Editor’s note: Today’s profile is of Dr. Molly McHarg, who was kind enough to share some of her experience working in Qatar.
The Writing Center (TWC) at Virginia Commonwealth University in Qatar (VCUQ) began rather organically. VCUQ opened in 1998, and, to the best of my understanding, there was an English faculty member who recognized the need for additional English language writing support early on. She, along with other volunteer English faculty members, provided supplemental writing instruction to students on a one-on-one basis. Fast forward to 2004, and the first Writing Center Instructor position was created. This instructor is still with TWC. Since 2004, there have also been a series of adjunct instructors hired to work part-time in TWC. Finally, in 2013, a second full-time position was created in TWC, a position which I currently hold.
My husband and I moved to Qatar in August 2005 — almost 10 years ago — when Georgetown University was just opening its branch campus in Doha. We were newlyweds and eager to embark on an exciting adventure abroad, so we jumped at the opportunity with plans to stay “for one year, maximum two”, at which point we planned to return to the U.S. Ten years later we are still here and loving it! We now have three children and have added two advanced degrees to our resumes. Qatar is an incredible place with many opportunities, both for work and personal development. I think it is one of the best places in the world to raise children; there are also endless opportunities to travel, and research and other professional development opportunities abound.
In addition to professional tutors, TWC employs Peer Tutors. The Peer Tutor program began in 2010. The umbrella organization under which VCUQ is housed, Qatar Foundation, had a work study program that allowed us to hire and train undergraduate students as peer tutors in TWC. Unfortunately, we were just notified recently that Qatar Foundation funding for work-study students will be permanently terminated at the end of April, so we are actively seeking ways we can continue to fund our peer tutor program.
The three professional tutors (including myself) have our own very small offices in different parts of the building. My office actually used to be the janitorial closet 🙂 The peer tutors all work at the back of the library circulation desk on the complete opposite end of the building.

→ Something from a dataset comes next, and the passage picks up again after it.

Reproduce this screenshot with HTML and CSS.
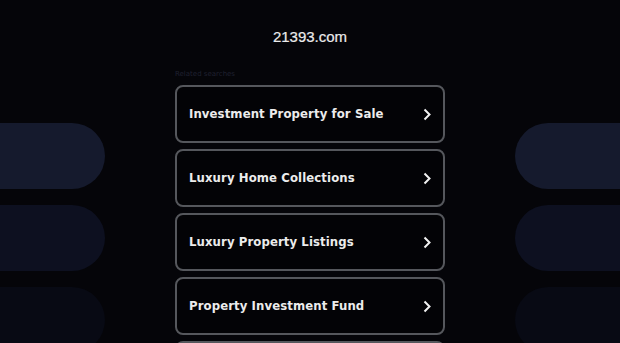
FILE: index.html
```html
<!DOCTYPE html>
<html lang="en">
<head>
    <meta charset="UTF-8">
    <meta name="viewport" content="width=device-width, initial-scale=1.0">
    <title>21393.com</title>
    <link rel="stylesheet" href="styles.css">
</head>
<body>

    <header class="site-header">
        <h1 class="domain">21393.com</h1>
    </header>

    <div class="layout">
        <aside class="side side-left">
            <div class="pill pill-1"></div>
            <div class="pill pill-2"></div>
            <div class="pill pill-3"></div>
        </aside>

        <main class="results">
            <div class="related-label">Related searches</div>

            <a class="result" href="#">
                <span>Investment Property for Sale</span>
                <svg class="chevron" width="8" height="13" viewBox="0 0 8 13"><path d="M1.5 1.5 L6.5 6.5 L1.5 11.5" fill="none" stroke="#f2f2f2" stroke-width="2"/></svg>
            </a>
            <a class="result" href="#">
                <span>Luxury Home Collections</span>
                <svg class="chevron" width="8" height="13" viewBox="0 0 8 13"><path d="M1.5 1.5 L6.5 6.5 L1.5 11.5" fill="none" stroke="#f2f2f2" stroke-width="2"/></svg>
            </a>
            <a class="result" href="#">
                <span>Luxury Property Listings</span>
                <svg class="chevron" width="8" height="13" viewBox="0 0 8 13"><path d="M1.5 1.5 L6.5 6.5 L1.5 11.5" fill="none" stroke="#f2f2f2" stroke-width="2"/></svg>
            </a>
            <a class="result" href="#">
                <span>Property Investment Fund</span>
                <svg class="chevron" width="8" height="13" viewBox="0 0 8 13"><path d="M1.5 1.5 L6.5 6.5 L1.5 11.5" fill="none" stroke="#f2f2f2" stroke-width="2"/></svg>
            </a>
            <a class="result result-hidden" href="#"></a>
        </main>

        <aside class="side side-right">
            <div class="pill pill-1"></div>
            <div class="pill pill-2"></div>
            <div class="pill pill-3"></div>
        </aside>
    </div>

</body>
</html>
```

FILE: styles.css
```css
body {
    margin: 0;
    padding: 0;
    background-color: #050509;
    font-family: 'DejaVu Sans', 'Liberation Sans', sans-serif;
    overflow: hidden;
    height: 343px;
}

.site-header {
    height: 62px;
    display: flex;
    justify-content: center;
    align-items: flex-start;
}

.domain {
    margin: 28px 0 0 0;
    font-family: 'Liberation Sans', Arial, sans-serif;
    font-size: 15px;
    font-weight: normal;
    color: #ececec;
    line-height: 18px;
    -webkit-text-stroke: 0.2px #ececec;
}

.layout {
    display: grid;
    grid-template-columns: 105px 270px 105px;
    justify-content: space-between;
}

.side {
    display: flex;
    flex-direction: column;
    gap: 16px;
    padding-top: 61px;
}

.pill {
    height: 66px;
    flex-shrink: 0;
}

.side-left .pill {
    border-radius: 0 33px 33px 0;
}

.side-right .pill {
    border-radius: 33px 0 0 33px;
}

.pill-1 {
    background: #151a2d;
}

.pill-2 {
    background: #0d1020;
}

.pill-3 {
    background: #080a14;
}

.results {
    display: flex;
    flex-direction: column;
    gap: 6px;
}

.related-label {
    font-size: 7px;
    color: #1f2030;
    height: 17px;
    line-height: 10px;
    margin-top: 7px;
    margin-bottom: -7px;
}

.result {
    display: flex;
    align-items: center;
    justify-content: space-between;
    flex-shrink: 0;
    height: 54px;
    padding: 0 12px 0 12px;
    border: 2px solid #55575c;
    border-radius: 8px;
    background: #030306;
    color: #ececec;
    text-decoration: none;
    font-size: 11.7px;
    font-weight: bold;
    letter-spacing: 0.1px;
}

.chevron {
    flex-shrink: 0;
}
```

VCUQ was originally a female-only institution, and I believe it became coeducational in or around 2009. The vast majority of students are still Qatari female, and almost all the students at VCUQatar are multilingual. All of our peer tutors are multilingual (see link above for more information about the peer tutors). The peer tutors have been absolutely fantastic and really contributed to the growth and prestige of TWC. I hope we can secure more funding to continue their wonderful work and development of TWC.
Today, VCUQ is just one of many branch campuses of American universities in Qatar. The contractual arrangement between these universities and Qatar Foundation essentially demands that curriculum, services, and student support replicate that which is offered on the home campus. That being said, our center is very different in many ways (e.g., almost all of our students and all of our tutors are multilingual).
I never expected to be here for so long, but I have no regrets and could never have imagined a better life. There are certainly frustrations to living in Qatar — as there would be anywhere — but, in my opinion, I think the positive benefits and outlook far outweigh the negatives. One thing I just love about Qatar is the country’s overall goals, aims, and attempts to develop. This is a relatively new and developing country, and there are inevitably challenges to overcome and unexpected issues that arise. Nonetheless, you can always see an effort to move things forward and improve at all levels.
You asked about my first thoughts when I arrived, and it inspired me to re-visit a long-lost blog that I used to maintain. The months in 2005 provide a brief snapshot of my first impressions in the initial months. Honestly, I don’t think there is any adequate way to capture life in Doha in words; people just need to experience it! And, hopefully with the 2022 World Cup being hosted here, many more people in the world will have that opportunity.
For me, the academic and personal journey of moving and staying here for so long have gone hand-in-hand, as my professional and personal friendships and networks often overlap. I understand that it is often difficult for people to understand or fully appreciate what it means to live in the Middle East. In my opinion, having people visit and see it all for themselves is the best. I warmly welcome anyone who would like to come for a visit and will gladly give tours!